The White House has said President Donald Trump plans to nominate the former Boeing Co. executive as permanent secretary, but the nomination has not yet been sent to Capitol Hill.

“Perhaps the greatest long-term threat to the vital interests of states across this region comes from actors who seek to undermine, rather than uphold, the rules-based international order,” Shanahan told the forum.

Shanahan outlined what he called “a toolkit of coercion,” including the deployment of “advanced weapons systems to militarize disputed areas, destabilizing the peaceful status quo by threatening the use of force to compel rivals into conceding claims.”

He also singled out the promotion of “state-sponsored theft of other nations’ military and civilian technology.”
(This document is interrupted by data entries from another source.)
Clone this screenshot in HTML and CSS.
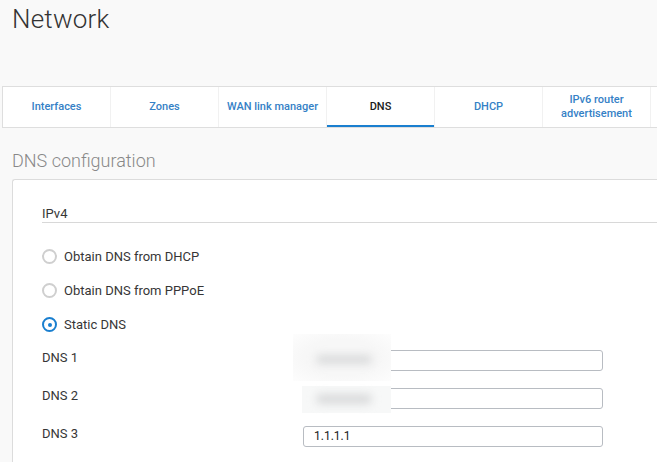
FILE: index.html
```html
<!DOCTYPE html>
<html>
<head>
<meta charset="utf-8">
<link rel="stylesheet" href="styles.css">
</head>
<body>
<div class="page">
  <h1 class="title">Network</h1>
  <nav class="tabs">
    <div class="tab">Interfaces</div>
    <div class="tab">Zones</div>
    <div class="tab">WAN link manager</div>
    <div class="tab active">DNS</div>
    <div class="tab">DHCP</div>
    <div class="tab">IPv6 router<br>advertisement</div>
    <div class="tab"></div>
  </nav>
  <h2 class="section-title">DNS configuration</h2>
  <div class="card">
    <div class="group-title">IPv4</div>
    <div class="radios">
      <label class="radio"><span class="dot"></span>Obtain DNS from DHCP</label>
      <label class="radio"><span class="dot"></span>Obtain DNS from PPPoE</label>
      <label class="radio checked"><span class="dot"></span>Static DNS</label>
    </div>
    <div class="fields">
      <div class="field">
        <span class="field-label">DNS 1</span>
        <div class="input-wrap">
          <div class="input"></div>
          <div class="blur blur-1"><span class="blob"></span></div>
        </div>
      </div>
      <div class="field">
        <span class="field-label">DNS 2</span>
        <div class="input-wrap">
          <div class="input"></div>
          <div class="blur blur-2"><span class="blob"></span></div>
        </div>
      </div>
      <div class="field">
        <span class="field-label">DNS 3</span>
        <div class="input-wrap">
          <div class="input">1.1.1.1</div>
        </div>
      </div>
    </div>
  </div>
</div>
</body>
</html>
```

FILE: styles.css
```css
* { box-sizing: border-box; }
html, body {
  margin: 0;
  padding: 0;
  background: #f9f9f9;
}
body {
  font-family: Roboto, "Liberation Sans", sans-serif;
  color: #363636;
}
.page {
  width: 657px;
  height: 462px;
  overflow: hidden;
}
.title {
  margin: 0;
  padding: 4px 0 0 12px;
  height: 86px;
  font-size: 26px;
  font-weight: 300;
  color: #333;
  letter-spacing: 0.2px;
}
.tabs {
  display: flex;
  margin-left: 2px;
  width: 760px;
  height: 42px;
  background: #fff;
  border-top: 1px solid #dedede;
  border-bottom: 1px solid #dedede;
  border-left: 1px solid #dedede;
}
.tab {
  flex: 0 0 108px;
  display: flex;
  align-items: center;
  justify-content: center;
  text-align: center;
  font-size: 11px;
  font-weight: 500;
  color: #3581c6;
  line-height: 14px;
  border-right: 1px solid #f1f1f1;
}
.tab.active {
  color: #1b1b1b;
  box-shadow: inset 0 -2px 0 #1a7fcf;
}
.section-title {
  margin: 0;
  padding: 22px 0 0 12px;
  height: 51px;
  font-size: 18px;
  font-weight: 300;
  color: #888;
}
.card {
  margin-left: 12px;
  width: 660px;
  height: 300px;
  background: #fff;
  border: 1px solid #dcdcdc;
  border-right: none;
  border-radius: 3px 0 0 3px;
  padding: 26px 0 0 29px;
}
.group-title {
  font-size: 13px;
  color: #363636;
  height: 17px;
  border-bottom: 1px solid #d8d8d8;
}
.radios {
  display: flex;
  flex-direction: column;
  gap: 19px;
  padding-top: 26px;
}
.radio {
  display: flex;
  align-items: center;
  gap: 7px;
  height: 15px;
  font-size: 13px;
  color: #363636;
}
.dot {
  width: 15px;
  height: 15px;
  border-radius: 50%;
  border: 2px solid #cfcfcf;
  background: #fff;
  position: relative;
}
.radio.checked .dot {
  border-color: #1a7fcf;
}
.radio.checked .dot::after {
  content: "";
  position: absolute;
  left: 3.5px;
  top: 3.5px;
  width: 4px;
  height: 4px;
  border-radius: 50%;
  background: #1a7fcf;
}
.fields {
  display: flex;
  flex-direction: column;
  gap: 17px;
  padding-top: 18px;
}
.field {
  display: flex;
  align-items: flex-start;
  height: 21px;
}
.field-label {
  width: 261px;
  font-size: 13px;
  line-height: 15px;
  color: #363636;
}
.input-wrap {
  position: relative;
}
.input {
  width: 300px;
  height: 21px;
  border: 1px solid #b8bcc2;
  border-radius: 3px;
  background: #fff;
  font-size: 12px;
  color: #222;
  padding: 2px 0 0 10px;
}
.blur {
  position: absolute;
  background: #f7f8f8;
}
.blur-1 {
  left: -10px;
  top: -16px;
  width: 98px;
  height: 47px;
  background: radial-gradient(ellipse at center, #f7f7f7 55%, #fdfdfd 100%);
}
.blur-2 {
  left: -1px;
  top: -2px;
  width: 89px;
  height: 27px;
}
.blob {
  position: absolute;
  border-radius: 6px;
  background: #d9dadb;
  filter: blur(4px);
}
.blur-1 .blob {
  left: 23px;
  top: 21px;
  width: 56px;
  height: 9px;
}
.blur-2 .blob {
  left: 14px;
  top: 8px;
  width: 56px;
  height: 10px;
}
```
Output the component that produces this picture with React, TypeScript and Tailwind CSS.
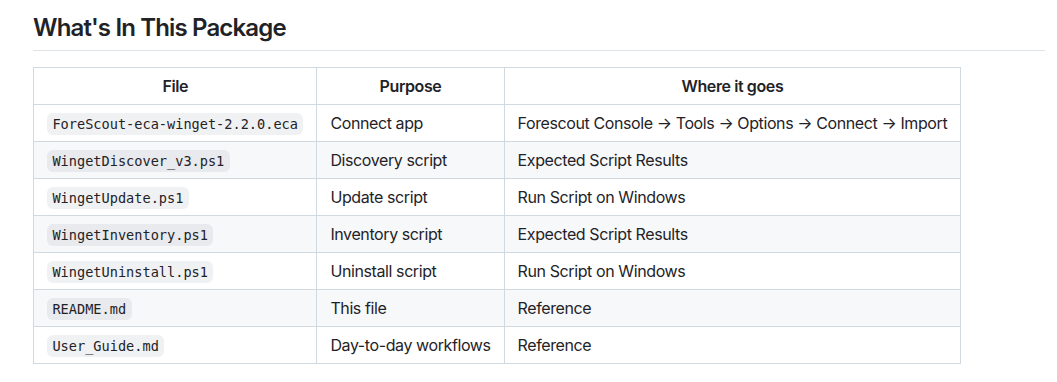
import React from "react";

const rows: [string, string, string][] = [
  ["ForeScout-eca-winget-2.2.0.eca", "Connect app", "Forescout Console → Tools → Options → Connect → Import"],
  ["WingetDiscover_v3.ps1", "Discovery script", "Expected Script Results"],
  ["WingetUpdate.ps1", "Update script", "Run Script on Windows"],
  ["WingetInventory.ps1", "Inventory script", "Expected Script Results"],
  ["WingetUninstall.ps1", "Uninstall script", "Run Script on Windows"],
  ["README.md", "This file", "Reference"],
  ["User_Guide.md", "Day-to-day workflows", "Reference"],
];

export default function App() {
  return (
    <div className="bg-white w-[1057px] h-[382px] pl-[33px] pr-[12px] pt-[13px] text-[#1f2328] font-['Inter','Liberation_Sans',sans-serif] text-[16px] leading-[1.5]">
      <h2 className="text-[24px] font-semibold leading-[1.25] tracking-[-0.85px] pb-[7px] border-b border-[#d1d9e0b3] mb-[16px]">
        What's In This Package
      </h2>
      <table className="border-collapse tracking-[-0.4px]">
        <thead>
          <tr className="bg-white">
            <th className="border border-[#d1d9e0] px-[13px] py-[6px] font-semibold text-center">File</th>
            <th className="border border-[#d1d9e0] px-[13px] py-[6px] font-semibold text-center">Purpose</th>
            <th className="border border-[#d1d9e0] px-[13px] py-[6px] font-semibold text-center">Where it goes</th>
          </tr>
        </thead>
        <tbody>
          {rows.map((r, i) => (
            <tr key={i} className={i % 2 === 1 ? "bg-[#f6f8fa]" : "bg-white"}>
              <td className="border border-[#d1d9e0] px-[13px] py-[6px]">
                <code className="font-['DejaVu_Sans_Mono','Liberation_Mono',monospace] tracking-normal text-[13.6px] px-[0.4em] py-[0.2em] rounded-[6px] bg-[#818b981f]">
                  {r[0]}
                </code>
              </td>
              <td className="border border-[#d1d9e0] px-[13px] py-[6px]">{r[1]}</td>
              <td className="border border-[#d1d9e0] px-[13px] py-[6px]">{r[2]}</td>
            </tr>
          ))}
        </tbody>
      </table>
    </div>
  );
}
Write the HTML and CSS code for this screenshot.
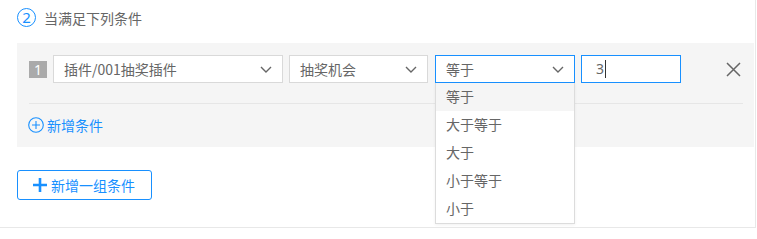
FILE: index.html
```html
<!DOCTYPE html>
<html lang="zh">
<head>
<meta charset="utf-8">
<link rel="stylesheet" href="styles.css">
</head>
<body>
<div class="card">
  <div class="step-title">
    <span class="step-num">2</span>
    <span class="step-text">当满足下列条件</span>
  </div>
  <div class="group">
    <div class="row">
      <span class="badge">1</span>
      <div class="select w1">
        <span class="select-text">插件/001抽奖插件</span>
        <svg class="chev" width="12" height="7" viewBox="0 0 12 7"><path d="M1 1l5 5 5-5" fill="none" stroke="#666" stroke-width="1.4"/></svg>
      </div>
      <div class="select w2">
        <span class="select-text">抽奖机会</span>
        <svg class="chev" width="12" height="7" viewBox="0 0 12 7"><path d="M1 1l5 5 5-5" fill="none" stroke="#666" stroke-width="1.4"/></svg>
      </div>
      <div class="select w3 focused">
        <span class="select-text">等于</span>
        <svg class="chev" width="12" height="7" viewBox="0 0 12 7"><path d="M1 1l5 5 5-5" fill="none" stroke="#666" stroke-width="1.4"/></svg>
        <ul class="dropdown">
          <li class="active">等于</li>
          <li>大于等于</li>
          <li>大于</li>
          <li>小于等于</li>
          <li>小于</li>
        </ul>
      </div>
      <div class="input focused"><span class="input-text">3</span><span class="caret"></span></div>
      <svg class="close" width="15" height="15" viewBox="0 0 15 15"><path d="M1 1L14 14M14 1L1 14" stroke="#666" stroke-width="1.5" fill="none"/></svg>
    </div>
    <div class="divider"></div>
    <div class="add-cond">
      <svg width="16" height="16" viewBox="0 0 16 16"><circle cx="8" cy="8" r="7.3" fill="none" stroke="#1890ff" stroke-width="1.1"/><path d="M8 4v8M4 8h8" stroke="#1890ff" stroke-width="1.1"/></svg>
      <span>新增条件</span>
    </div>
  </div>
  <div class="btn">
    <svg width="14" height="14" viewBox="0 0 14 14"><path d="M7 0v14M0 7h14" stroke="#1890ff" stroke-width="2.6"/></svg>
    <span>新增一组条件</span>
  </div>
</div>
</body>
</html>
```

FILE: styles.css
```css
* { box-sizing: border-box; }
body {
  margin: 0;
  background: #fff;
  font-family: "Noto Sans CJK SC", "Liberation Sans", sans-serif;
  font-size: 14px;
  color: #666;
}
.card {
  width: 756px;
  height: 228px;
  border-right: 1px solid #e8e8e8;
  border-bottom: 1px solid #e8e8e8;
  padding-left: 17px;
  padding-right: 0;
}
.step-title {
  height: 43px;
  display: flex;
  align-items: center;
  padding-bottom: 8px;
}
.step-num {
  width: 19px;
  height: 19px;
  border: 1px solid #1890ff;
  border-radius: 50%;
  color: #1890ff;
  font-size: 15px;
  line-height: 17px;
  text-align: center;
  font-family: "Noto Sans", sans-serif;
}
.step-text {
  margin-left: 8px;
  color: #666;
  line-height: 18px;
}
.group {
  width: 737px;
  height: 104px;
  background: #f5f5f5;
  padding: 12px 11px 0 12px;
}
.row {
  display: flex;
  align-items: center;
  height: 28px;
}
.badge {
  width: 18px;
  height: 17px;
  background: #aaa;
  color: #fff;
  font-size: 14px;
  line-height: 17px;
  text-align: center;
  font-family: "Noto Sans", sans-serif;
  margin-right: 6px;
}
.select, .input {
  position: relative;
  height: 28px;
  background: #fff;
  border: 1px solid #d9d9d9;
  display: flex;
  align-items: center;
  padding: 0 10px;
}
.select-text { flex: 1; color: #666; line-height: 26px; }
.w1 { width: 230px; margin-right: 6px; }
.w2 { width: 139px; margin-right: 7px; }
.w3 { width: 140px; margin-right: 6px; }
.focused { border-color: #1890ff; }
.chev { flex: none; }
.input { width: 100px; padding-left: 14px; }
.input-text { font-family: "Noto Sans", sans-serif; color: #666; line-height: 26px; }
.caret { width: 1px; height: 18px; background: #333; margin-left: 1px; }
.close { margin-left: 45px; }
.dropdown {
  position: absolute;
  top: 27px;
  left: -1px;
  width: 140px;
  margin: 0;
  padding: 0;
  list-style: none;
  background: #fff;
  border: 1px solid #dcdcdc;
  border-top: none;
  box-shadow: 0 1px 3px rgba(0,0,0,0.06);
  z-index: 10;
}
.dropdown li {
  height: 28px;
  line-height: 27px;
  padding-left: 10px;
  color: #666;
}
.dropdown li.active { background: #f5f5f5; }
.divider {
  height: 1px;
  background: #e6e6e6;
  margin-top: 20px;
}
.add-cond {
  display: flex;
  align-items: center;
  height: 42px;
  color: #1890ff;
  margin-left: -1px;
}
.add-cond span { margin-left: 3px; }
.btn {
  margin-top: 23px;
  width: 135px;
  height: 30px;
  border: 1px solid #1890ff;
  border-radius: 3px;
  display: flex;
  align-items: center;
  padding-left: 15px;
  color: #1890ff;
}
.btn span { margin-left: 4px; }
```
“If the trends in these behaviors continue, artificial features in the global commons could become tollbooths. Sovereignty could become the purview of the powerful,” he added.

China claims much of the South China Sea as its own and has engaged in a massive building program in the strategic waterway despite protests from other countries in the region.

In turn the U.S. military has conducted so-called freedom of navigation missions as it seeks to maintain open sea lanes.

Washington also has sparred with Beijing over trade and the U.S. blacklisting of Chinese tech giant Huawei for alleged misdeeds.

Shanahan insisted that the United States is willing to cooperate with China and stressed that would be in the best economic interest of all sides.

He noted the two countries cooperate on efforts to persuade North Korea to abandon its nuclear weapons.

“China can and should have a cooperative relationship with the rest of the region, too,” he said. “But behavior that erodes other nations’ sovereignty and sows distrust of China’s intentions must end.”

The acting defense secretary vowed that the U.S. would maintain a strong commitment to the Indo-Pacific region. He also urged allied nations to invest more in their militaries.

“The Indo-Pacific is our priority theater,” he said. “We are investing in the region. We are investing in you, and with you.”